Challenge »
Filter the lines below, copying only those with the string "React".

Exercise material »
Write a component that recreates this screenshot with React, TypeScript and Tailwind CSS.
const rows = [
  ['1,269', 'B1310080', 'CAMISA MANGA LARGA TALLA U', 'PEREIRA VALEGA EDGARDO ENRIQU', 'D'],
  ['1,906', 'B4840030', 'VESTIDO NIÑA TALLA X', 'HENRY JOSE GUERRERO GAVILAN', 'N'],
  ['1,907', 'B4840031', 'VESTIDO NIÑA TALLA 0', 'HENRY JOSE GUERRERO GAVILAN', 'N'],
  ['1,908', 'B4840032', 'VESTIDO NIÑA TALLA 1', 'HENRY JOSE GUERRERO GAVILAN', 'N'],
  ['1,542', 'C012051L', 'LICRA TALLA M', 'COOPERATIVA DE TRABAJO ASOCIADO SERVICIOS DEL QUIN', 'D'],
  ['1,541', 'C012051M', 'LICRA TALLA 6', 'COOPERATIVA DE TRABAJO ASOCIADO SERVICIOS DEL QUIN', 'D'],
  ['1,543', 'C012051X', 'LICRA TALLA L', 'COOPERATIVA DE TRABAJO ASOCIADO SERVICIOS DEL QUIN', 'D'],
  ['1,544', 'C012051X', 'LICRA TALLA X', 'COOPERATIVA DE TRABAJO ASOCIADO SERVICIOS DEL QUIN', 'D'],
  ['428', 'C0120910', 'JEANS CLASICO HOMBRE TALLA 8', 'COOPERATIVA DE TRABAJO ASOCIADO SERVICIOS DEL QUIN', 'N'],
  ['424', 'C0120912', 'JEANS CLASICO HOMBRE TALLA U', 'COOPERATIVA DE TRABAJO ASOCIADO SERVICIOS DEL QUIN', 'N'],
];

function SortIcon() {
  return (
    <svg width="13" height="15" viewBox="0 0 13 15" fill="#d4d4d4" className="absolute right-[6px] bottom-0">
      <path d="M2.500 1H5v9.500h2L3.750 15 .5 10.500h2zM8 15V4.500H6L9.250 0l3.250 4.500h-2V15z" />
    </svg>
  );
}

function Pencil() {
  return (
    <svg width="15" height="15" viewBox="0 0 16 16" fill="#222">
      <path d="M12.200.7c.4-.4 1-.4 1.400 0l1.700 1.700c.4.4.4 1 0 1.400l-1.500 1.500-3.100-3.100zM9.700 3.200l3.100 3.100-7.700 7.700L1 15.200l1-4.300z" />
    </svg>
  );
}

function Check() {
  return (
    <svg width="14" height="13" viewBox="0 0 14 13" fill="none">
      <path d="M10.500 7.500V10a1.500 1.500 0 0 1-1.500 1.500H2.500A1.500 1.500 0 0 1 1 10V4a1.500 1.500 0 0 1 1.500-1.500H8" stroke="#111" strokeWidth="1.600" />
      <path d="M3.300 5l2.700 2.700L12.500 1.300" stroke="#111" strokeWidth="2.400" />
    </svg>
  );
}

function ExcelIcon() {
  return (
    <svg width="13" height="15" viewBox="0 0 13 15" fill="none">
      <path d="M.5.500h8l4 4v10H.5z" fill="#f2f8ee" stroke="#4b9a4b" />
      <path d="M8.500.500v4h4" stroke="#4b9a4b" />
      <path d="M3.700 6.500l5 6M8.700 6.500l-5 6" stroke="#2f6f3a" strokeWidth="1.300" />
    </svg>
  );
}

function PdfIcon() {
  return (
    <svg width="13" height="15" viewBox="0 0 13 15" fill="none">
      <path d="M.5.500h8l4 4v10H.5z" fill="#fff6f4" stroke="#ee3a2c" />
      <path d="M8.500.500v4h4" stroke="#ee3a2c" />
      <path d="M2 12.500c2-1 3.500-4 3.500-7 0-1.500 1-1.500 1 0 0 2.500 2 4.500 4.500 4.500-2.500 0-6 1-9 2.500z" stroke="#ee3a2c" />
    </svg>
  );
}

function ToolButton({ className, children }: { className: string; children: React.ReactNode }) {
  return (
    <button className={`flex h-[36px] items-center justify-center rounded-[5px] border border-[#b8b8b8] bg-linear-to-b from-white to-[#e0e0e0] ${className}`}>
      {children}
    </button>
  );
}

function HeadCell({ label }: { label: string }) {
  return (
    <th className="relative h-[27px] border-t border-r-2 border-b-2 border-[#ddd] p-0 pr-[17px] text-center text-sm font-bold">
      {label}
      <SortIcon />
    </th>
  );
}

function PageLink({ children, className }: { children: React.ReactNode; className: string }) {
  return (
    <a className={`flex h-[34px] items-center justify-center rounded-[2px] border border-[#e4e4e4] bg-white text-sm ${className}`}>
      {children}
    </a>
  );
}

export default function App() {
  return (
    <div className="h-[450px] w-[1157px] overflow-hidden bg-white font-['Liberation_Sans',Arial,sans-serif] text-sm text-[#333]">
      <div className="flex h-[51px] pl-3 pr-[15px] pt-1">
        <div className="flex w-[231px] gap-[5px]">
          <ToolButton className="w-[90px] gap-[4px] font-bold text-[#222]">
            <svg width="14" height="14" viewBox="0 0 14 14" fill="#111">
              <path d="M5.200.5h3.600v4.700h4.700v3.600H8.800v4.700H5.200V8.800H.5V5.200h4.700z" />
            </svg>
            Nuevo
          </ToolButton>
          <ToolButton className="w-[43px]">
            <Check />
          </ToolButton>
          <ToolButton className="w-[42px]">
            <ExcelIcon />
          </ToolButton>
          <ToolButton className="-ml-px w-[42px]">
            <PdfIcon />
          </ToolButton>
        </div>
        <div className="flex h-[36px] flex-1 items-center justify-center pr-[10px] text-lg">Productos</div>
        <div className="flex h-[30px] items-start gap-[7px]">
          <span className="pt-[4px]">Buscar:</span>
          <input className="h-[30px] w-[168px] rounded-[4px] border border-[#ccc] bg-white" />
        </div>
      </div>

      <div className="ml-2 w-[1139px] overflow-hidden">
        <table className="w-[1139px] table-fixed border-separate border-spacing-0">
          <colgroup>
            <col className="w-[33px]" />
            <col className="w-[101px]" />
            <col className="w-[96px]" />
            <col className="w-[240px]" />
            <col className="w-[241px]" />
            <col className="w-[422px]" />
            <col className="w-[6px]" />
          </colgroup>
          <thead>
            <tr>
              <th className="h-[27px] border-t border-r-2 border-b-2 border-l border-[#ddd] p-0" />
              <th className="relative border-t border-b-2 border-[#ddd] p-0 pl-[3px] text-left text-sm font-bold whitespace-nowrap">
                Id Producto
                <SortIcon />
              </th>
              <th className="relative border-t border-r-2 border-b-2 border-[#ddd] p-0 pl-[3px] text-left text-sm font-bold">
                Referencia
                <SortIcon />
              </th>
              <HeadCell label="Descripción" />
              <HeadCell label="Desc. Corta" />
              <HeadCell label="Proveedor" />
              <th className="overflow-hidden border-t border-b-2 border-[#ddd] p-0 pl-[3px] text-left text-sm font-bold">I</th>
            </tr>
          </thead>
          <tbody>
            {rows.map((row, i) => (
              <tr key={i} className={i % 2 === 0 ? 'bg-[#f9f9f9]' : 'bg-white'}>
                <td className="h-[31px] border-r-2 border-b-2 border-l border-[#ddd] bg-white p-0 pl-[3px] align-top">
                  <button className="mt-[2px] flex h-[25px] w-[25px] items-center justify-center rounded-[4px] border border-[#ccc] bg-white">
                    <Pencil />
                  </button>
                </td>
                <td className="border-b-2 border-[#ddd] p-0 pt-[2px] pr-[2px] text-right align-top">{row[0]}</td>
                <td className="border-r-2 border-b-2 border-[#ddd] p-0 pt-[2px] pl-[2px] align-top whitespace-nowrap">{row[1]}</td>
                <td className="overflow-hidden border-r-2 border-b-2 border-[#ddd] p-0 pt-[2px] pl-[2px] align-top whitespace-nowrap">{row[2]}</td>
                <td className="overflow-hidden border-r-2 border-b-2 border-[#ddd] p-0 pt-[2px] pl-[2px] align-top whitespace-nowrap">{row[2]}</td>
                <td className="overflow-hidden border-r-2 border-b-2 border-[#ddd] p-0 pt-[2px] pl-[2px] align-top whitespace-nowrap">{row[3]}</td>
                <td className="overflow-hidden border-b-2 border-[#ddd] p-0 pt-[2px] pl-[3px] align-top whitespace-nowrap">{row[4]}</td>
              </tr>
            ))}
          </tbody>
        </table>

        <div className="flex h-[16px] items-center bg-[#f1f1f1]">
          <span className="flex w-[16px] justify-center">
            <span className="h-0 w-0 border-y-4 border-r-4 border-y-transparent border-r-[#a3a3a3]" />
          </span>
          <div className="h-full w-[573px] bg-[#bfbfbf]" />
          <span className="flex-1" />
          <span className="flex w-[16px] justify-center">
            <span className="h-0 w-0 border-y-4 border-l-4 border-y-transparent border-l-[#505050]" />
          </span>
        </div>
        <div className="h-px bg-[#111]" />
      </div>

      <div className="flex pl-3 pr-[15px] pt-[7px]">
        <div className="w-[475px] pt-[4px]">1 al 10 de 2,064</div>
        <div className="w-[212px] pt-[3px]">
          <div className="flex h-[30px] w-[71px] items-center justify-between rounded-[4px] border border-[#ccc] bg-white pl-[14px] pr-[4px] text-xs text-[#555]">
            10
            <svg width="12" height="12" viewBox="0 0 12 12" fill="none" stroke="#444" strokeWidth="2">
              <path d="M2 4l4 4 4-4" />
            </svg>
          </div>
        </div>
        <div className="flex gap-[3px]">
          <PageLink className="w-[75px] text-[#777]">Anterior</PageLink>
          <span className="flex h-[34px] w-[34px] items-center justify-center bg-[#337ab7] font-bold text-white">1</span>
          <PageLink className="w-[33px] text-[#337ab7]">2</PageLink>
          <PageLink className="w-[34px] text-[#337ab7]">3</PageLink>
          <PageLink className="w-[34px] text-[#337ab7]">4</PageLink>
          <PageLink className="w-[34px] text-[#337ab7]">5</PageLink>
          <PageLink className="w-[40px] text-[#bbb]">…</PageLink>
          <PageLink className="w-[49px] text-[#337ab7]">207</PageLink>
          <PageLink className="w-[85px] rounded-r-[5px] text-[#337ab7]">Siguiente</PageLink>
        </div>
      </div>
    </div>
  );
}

...

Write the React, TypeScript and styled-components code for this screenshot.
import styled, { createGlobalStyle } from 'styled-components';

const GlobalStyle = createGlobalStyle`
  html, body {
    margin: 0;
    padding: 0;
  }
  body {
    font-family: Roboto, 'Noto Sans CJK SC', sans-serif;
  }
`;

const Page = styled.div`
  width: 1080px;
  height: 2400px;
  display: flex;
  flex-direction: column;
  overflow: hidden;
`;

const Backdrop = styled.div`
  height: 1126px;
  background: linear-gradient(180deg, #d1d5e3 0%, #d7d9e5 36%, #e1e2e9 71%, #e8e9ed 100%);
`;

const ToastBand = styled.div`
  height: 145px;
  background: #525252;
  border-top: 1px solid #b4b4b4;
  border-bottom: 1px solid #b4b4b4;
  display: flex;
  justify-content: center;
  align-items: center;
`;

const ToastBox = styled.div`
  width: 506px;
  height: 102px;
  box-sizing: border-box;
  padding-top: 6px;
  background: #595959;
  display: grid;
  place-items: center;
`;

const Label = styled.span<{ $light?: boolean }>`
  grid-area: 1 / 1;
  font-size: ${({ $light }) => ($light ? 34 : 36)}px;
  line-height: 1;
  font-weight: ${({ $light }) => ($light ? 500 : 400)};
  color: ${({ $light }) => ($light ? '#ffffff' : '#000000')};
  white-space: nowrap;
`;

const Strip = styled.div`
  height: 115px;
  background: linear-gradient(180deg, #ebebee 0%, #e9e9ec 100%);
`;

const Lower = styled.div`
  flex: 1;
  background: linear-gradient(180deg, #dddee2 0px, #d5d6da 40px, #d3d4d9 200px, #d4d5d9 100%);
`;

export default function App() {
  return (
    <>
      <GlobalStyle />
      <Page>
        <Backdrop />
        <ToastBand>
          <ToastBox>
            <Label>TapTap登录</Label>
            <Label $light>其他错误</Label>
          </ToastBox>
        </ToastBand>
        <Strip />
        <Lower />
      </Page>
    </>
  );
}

Exercise result »
Write a component that recreates this screenshot with React, TypeScript and Tailwind CSS.
function ToolButton({ className, children }: { className: string; children: React.ReactNode }) {
function PageLink({ children, className }: { children: React.ReactNode; className: string }) {
Write the React, TypeScript and styled-components code for this screenshot.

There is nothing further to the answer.